KONZUK Concrete Collections
Through a studied use of clean lines and an unwavering commitment to a minimalist aesthetic, KONZUK has become the internationally renowned modern line of handcrafted jewelry for the contemporary design lover.
Heralded by Dwell Magazine as wearable architecture, KONZUK’s designs mirror the heroic restraint of modernist architectural practice while marrying balance with minimal form — each piece is artfully constructed from the meaningful use of industrial materials. Most recently, the designer’s move to the west coast has brought the majestic western sky into the forefront of the designs, incorporating motifs from astronomy, nocturnal views, and the timeless ritual of stargazing. The play of duality in the steel and concrete jewelry reflects the way in which the two astronomical bodies’ gravitational attraction creates an orbit. KONZUK’s Stellar and Continuum lines uniquely combine an architectonic approach with a renewed interest in the natural world, allowing the poetics of astronomy and the constellations of the night sky to emerge reflected in the seemingly deep wells of black concrete. Each hand-made jewelry piece elegantly symbolizes the undeniable force and pull (power) of attraction of one person to another, expressed in a classical yet contemporary design.
Continuum, and Continuum2, are an imaginative extension of this trajectory of celestial beauty in design and is in part inspired by the work of the Bauhaus. The concave dome-like pieces in this series are meant to evoke the magnetic power of black holes. Crafted from laser cut stainless steel discs, each dome shape is hammered by hand with the use of a dapping block. The amazing diamond dust infused black concrete pieces are set into stainless steel and evoke a velvety blackness interwoven with the illumination of stars, a jeweled net of infinite beauty…forming monumentally conceived yet wearable works of design.
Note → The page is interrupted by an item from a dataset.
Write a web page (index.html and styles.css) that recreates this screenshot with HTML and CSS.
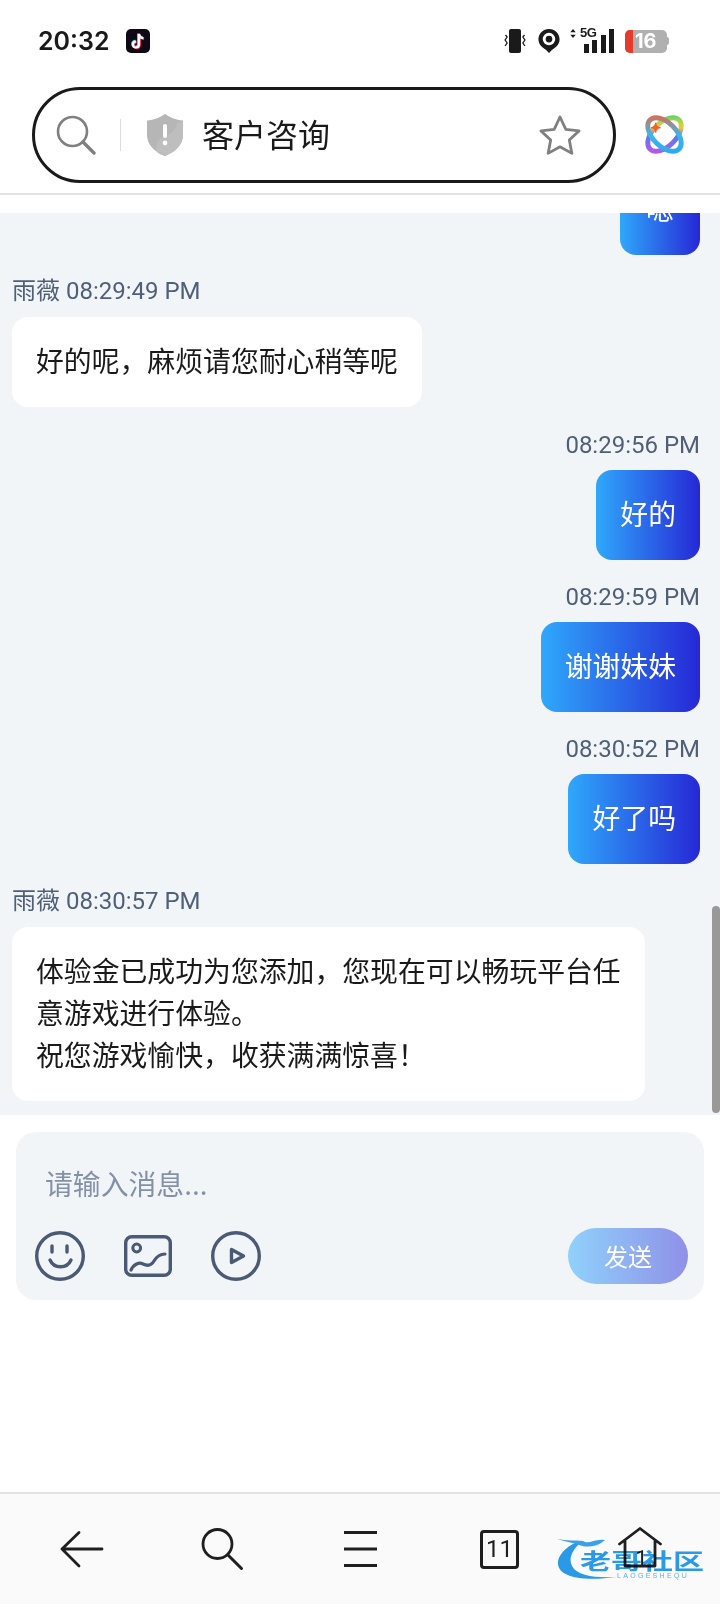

In 2019 the Frank Lloyd Wright Foundation invited Karen Konzuk to develop an official collection of jewelry based on Wright's prolific works.
The FLW Motif Series of stainless steel and concrete geometric forms interpret the algorithmic geometry and unembellished materials found in Wright's design and architectural projects. Particular influences were drawn from Wright's unpublished 1927, Liberty Magazine cover submissions.
Proceeds from this Frank Lloyd Wright licensed jewelry collection contribute to the Foundation’s preservation of Taliesin (Wisconsin) and Taliesin West (Arizona), which are open to the public as cultural landmarks and centers for art and education.